Excluding atomics, where it's roughly 3 times faster, Slimer loses everywhere here too.  That's a bit surprising for a GPU that supposedly forfeited graphics for compute, and is probably just a retrofitted compute only device. So what's the story?  Starting with atomics, you'll note just how close the numbers are to the ones we got when using shared memory operands (no guys, we didn't accidentally the whole operand storage).

It is our opinion that on Fermi there's no difference between the two, with the former possibly being a bit worse actually, and here's why: we think that it can only perform atomics using the ROPs on operands that are in the L2; as such, when doing atomic ops on shared memory operands, what actually happens is that the bank holding the offending value gets locked and its data is written out to the L2, the operation is performed at the ROP and the result written back, with the bank being unlocked afterwards.

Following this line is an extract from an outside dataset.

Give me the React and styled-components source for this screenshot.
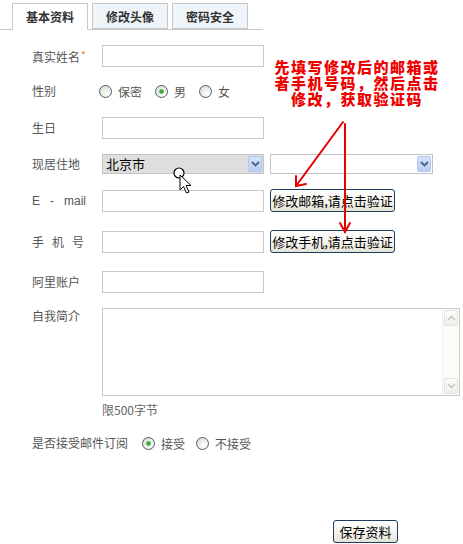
import React from 'react';
import styled, { createGlobalStyle } from 'styled-components';

const Global = createGlobalStyle`
  html, body { margin: 0; padding: 0; background: #fff; }
  body {
    font-family: "Noto Sans CJK SC", "Noto Sans", sans-serif;
    font-size: 12px;
    color: #555;
  }
`;

const Page = styled.div`
  position: relative;
  width: 463px;
  height: 544px;
  overflow: hidden;
`;

const TabBar = styled.div`
  display: flex;
  align-items: flex-end;
  gap: 4px;
  box-sizing: border-box;
  width: 263px;
  height: 30px;
  padding-left: 12px;
  border-bottom: 1px solid #c8c8c8;
`;

const Tab = styled.div`
  box-sizing: border-box;
  height: ${p => (p.$active ? 27 : 26)}px;
  margin-bottom: ${p => (p.$active ? -1 : 0)}px;
  padding: 0 13px;
  display: flex;
  align-items: center;
  border: 1px solid #c8c8c8;
  border-bottom: ${p => (p.$active ? 'none' : '1px solid #c8c8c8')};
  background: ${p => (p.$active ? '#fff' : '#eff4f9')};
  color: #333;
  font-weight: bold;
  font-size: 12px;
  padding-bottom: ${p => (p.$active ? 1 : 0)}px;
`;

const Form = styled.div`
  display: flex;
  flex-direction: column;
  padding-left: 32px;
`;

const Row = styled.div`
  display: flex;
  align-items: ${p => (p.$top ? 'flex-start' : 'center')};
  margin-top: ${p => p.$mt}px;
  height: ${p => p.$h}px;
`;

const Label = styled.div`
  width: ${p => p.$w ?? 70}px;
  flex-shrink: 0;
  color: #555;
  font-size: 12px;
  line-height: 16px;
  white-space: pre;
  letter-spacing: ${p => p.$ls ?? 0}px;
  padding-top: ${p => p.$pt ?? 0}px;
  font-family: ${p => (p.$latin ? '"Liberation Sans", Arial, sans-serif' : 'inherit')};
`;

const Star = styled.span`
  color: #e0773a;
  font-size: 10px;
  vertical-align: 3px;
  margin-left: 1px;
`;

const TextInput = styled.input`
  box-sizing: border-box;
  width: 162px;
  height: 22px;
  margin: 0;
  padding: 0 4px;
  border: 1px solid #c9c9c9;
  background: #fff;
  font: inherit;
  outline: none;
`;

const SelectBox = styled.div`
  box-sizing: border-box;
  width: ${p => p.$w}px;
  height: 20px;
  display: flex;
  align-items: center;
  border: 1px solid #c3c3c3;
  background: ${p => p.$bg};
  margin-right: ${p => p.$mr ?? 0}px;
`;

const SelectText = styled.span`
  flex: 1;
  padding-left: 3px;
  color: #000;
  font-size: 13px;
  line-height: 18px;
`;

const SelectArrow = styled.span`
  box-sizing: border-box;
  width: 14px;
  height: 16px;
  margin-right: 1px;
  display: flex;
  align-items: center;
  justify-content: center;
  border: 1px solid #b6c8ef;
  border-radius: 2px;
  background: linear-gradient(#d6e2fb, #b9cdf4);
`;

const ActionButton = styled.button`
  box-sizing: border-box;
  width: ${p => p.$w}px;
  height: 23px;
  margin: 0 0 0 ${p => p.$ml ?? 0}px;
  padding: 0;
  border: 1px solid #1f3d5e;
  border-radius: 3px;
  background: linear-gradient(#ffffff, #f3f2ec 60%, #e4e2d6);
  color: #000;
  font-family: "Noto Sans CJK SC", sans-serif;
  font-size: 13px;
  line-height: 21px;
  white-space: nowrap;
  cursor: pointer;
`;

const RadioGroup = styled.div`
  display: flex;
  align-items: center;
  gap: ${p => p.$gap}px;
  margin-left: ${p => p.$ml}px;
`;

const RadioOption = styled.label`
  display: flex;
  align-items: center;
  gap: 6px;
  color: #555;
  font-size: 12px;
`;

const RadioCircle = styled.span`
  position: relative;
  box-sizing: border-box;
  width: 13px;
  height: 13px;
  border-radius: 50%;
  border: 1px solid #4a5e72;
  background: radial-gradient(circle at 65% 70%, #ffffff 0%, #e8e8e2 60%, #d4d4cc 100%);

  &::after {
    content: '';
    display: ${p => (p.$checked ? 'block' : 'none')};
    position: absolute;
    left: 3px;
    top: 3px;
    width: 5px;
    height: 5px;
    border-radius: 50%;
    background: radial-gradient(circle, #2f9a2f 0%, #4fbf4f 60%, #b9e6b9 100%);
  }
`;

const TextAreaBox = styled.div`
  box-sizing: border-box;
  width: 358px;
  height: 88px;
  display: flex;
  border: 1px solid #c9c9c9;
  background: #fff;
`;

const PlainTextArea = styled.textarea`
  flex: 1;
  border: none;
  resize: none;
  outline: none;
  margin: 0;
  padding: 3px;
  font: inherit;
`;

const ScrollBar = styled.div`
  box-sizing: border-box;
  width: 17px;
  display: flex;
  flex-direction: column;
  justify-content: space-between;
  padding: 1px 0;
  background: #fbfbf8;
  border-left: 1px solid #f1f1ec;
`;

const ScrollButton = styled.div`
  box-sizing: border-box;
  height: 16px;
  margin: 0 1px;
  display: flex;
  align-items: center;
  justify-content: center;
  border: 1px solid #e4e4dc;
  border-radius: 2px;
  background: linear-gradient(#fbfbf8, #f0f0ea);
`;

const Hint = styled.div`
  margin-left: 70px;
  color: #666;
  font-size: 12px;
  line-height: 16px;
`;

const Note = styled.div`
  position: absolute;
  left: 267px;
  top: 59px;
  width: 180px;
  text-align: center;
  color: #ee0000;
  font-family: "Noto Sans CJK SC", sans-serif;
  font-weight: 900;
  font-size: 15px;
  line-height: 16px;
  letter-spacing: 1.5px;
`;

const Overlay = styled.svg`
  position: absolute;
  left: 0;
  top: 0;
  pointer-events: none;
`;

const Chevron = ({ up, color = '#4a5f86', w = 1.8 }) => (
  <svg width="9" height="6" viewBox="0 0 9 6">
    <polyline
      points={up ? '1,5 4.5,1.5 8,5' : '1,1 4.5,4.5 8,1'}
      fill="none"
      stroke={color}
      strokeWidth={w}
    />
  </svg>
);

const Radio = ({ checked, children }) => (
  <RadioOption>
    <RadioCircle $checked={checked} />
    {children}
  </RadioOption>
);

export default function App() {
  return (
    <Page>
      <Global />
      <TabBar>
        <Tab $active>基本资料</Tab>
        <Tab>修改头像</Tab>
        <Tab>密码安全</Tab>
      </TabBar>

      <Form>
        <Row $mt={15} $h={22}>
          <Label>真实姓名<Star>*</Star></Label>
          <TextInput />
        </Row>

        <Row $mt={13} $h={22}>
          <Label>性别</Label>
          <RadioGroup $gap={13} $ml={-3}>
            <Radio>保密</Radio>
            <Radio checked>男</Radio>
            <Radio>女</Radio>
          </RadioGroup>
        </Row>

        <Row $mt={15} $h={22}>
          <Label>生日</Label>
          <TextInput />
        </Row>

        <Row $mt={15} $h={20}>
          <Label>现居住地</Label>
          <SelectBox $w={162} $bg="#dedede" $mr={6}>
            <SelectText>北京市</SelectText>
            <SelectArrow><Chevron /></SelectArrow>
          </SelectBox>
          <SelectBox $w={163} $bg="#fff">
            <SelectText />
            <SelectArrow><Chevron /></SelectArrow>
          </SelectBox>
        </Row>

        <Row $mt={15} $h={23}>
          <Label $latin>{'E   -   mail'}</Label>
          <TextInput />
          <ActionButton $w={125} $ml={6}>修改邮箱,请点击验证</ActionButton>
        </Row>

        <Row $mt={18} $h={23}>
          <Label $ls={8}>手机号</Label>
          <TextInput />
          <ActionButton $w={125} $ml={6}>修改手机,请点击验证</ActionButton>
        </Row>

        <Row $mt={18} $h={22}>
          <Label>阿里账户</Label>
          <TextInput />
        </Row>

        <Row $mt={15} $h={88} $top>
          <Label $pt={0}>自我简介</Label>
          <TextAreaBox>
            <PlainTextArea />
            <ScrollBar>
              <ScrollButton><Chevron up color="#c4c4bc" w={1.4} /></ScrollButton>
              <ScrollButton><Chevron color="#c4c4bc" w={1.4} /></ScrollButton>
            </ScrollBar>
          </TextAreaBox>
        </Row>

        <Row $mt={6} $h={16}>
          <Hint>限500字节</Hint>
        </Row>

        <Row $mt={15} $h={20}>
          <Label $w={110}>是否接受邮件订阅</Label>
          <RadioGroup $gap={11} $ml={0}>
            <Radio checked>接受</Radio>
            <Radio>不接受</Radio>
          </RadioGroup>
        </Row>

        <Row $mt={67} $h={23}>
          <ActionButton $w={65} $ml={301}>保存资料</ActionButton>
        </Row>
      </Form>

      <Note>
        先填写修改后的邮箱或<br />
        者手机号码，然后点击<br />
        修改，获取验证码
      </Note>

      <Overlay width="463" height="544" viewBox="0 0 463 544">
        <g stroke="#e60000" strokeWidth="2" fill="none" strokeLinecap="round">
          <line x1="343" y1="122" x2="296" y2="186" />
          <polyline points="296,176 296,186 306,184" />
          <line x1="345" y1="124" x2="345" y2="232" />
          <polyline points="340,223 345,232 350,223" />
        </g>
        <circle cx="179" cy="173" r="5" fill="#fff" stroke="#000" strokeWidth="1.2" />
        <polygon
          points="180,175 180,190 183.5,186.5 186.5,193 189,192 186,185.5 191,185.5"
          fill="#fff"
          stroke="#000"
          strokeWidth="1"
          strokeLinejoin="round"
        />
      </Overlay>
    </Page>
  );
}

You also need to look at ROP throughput in graphics tasks, which is also eerily close to the rates we're seeing, or more specifically to what happens when doing blends on a 32-bit Integer render target – that's pretty much an atomic op right there, and explains the performance we measured.  In contrast to this, ATI actually opted for putting dedicated hardware into their shared memory implementation, handling everything involved from conflict analysis to the actual op, and it shows.

The reason why performance with Counters or Append/Consume buffers in D3D looks comparatively bad is tied to this as well: ATI has some in-hardware tweaks for those usage scenarios, making extensive use of the GDS, which also has hardware for atomics, mind you, which is perky since counter management is also pretty much an atomic op, and some dedicated pathways.  That's in contrast to NVIDIA, who seem to have opted for a fully generic path. It's clearly up to discussion as to which design options are the best going forward, or how relevant these peculiarities will end up being, but we've already seen glimpses of the atomic performance difference having an impact (see [Lauritzen et al, 2010] for details).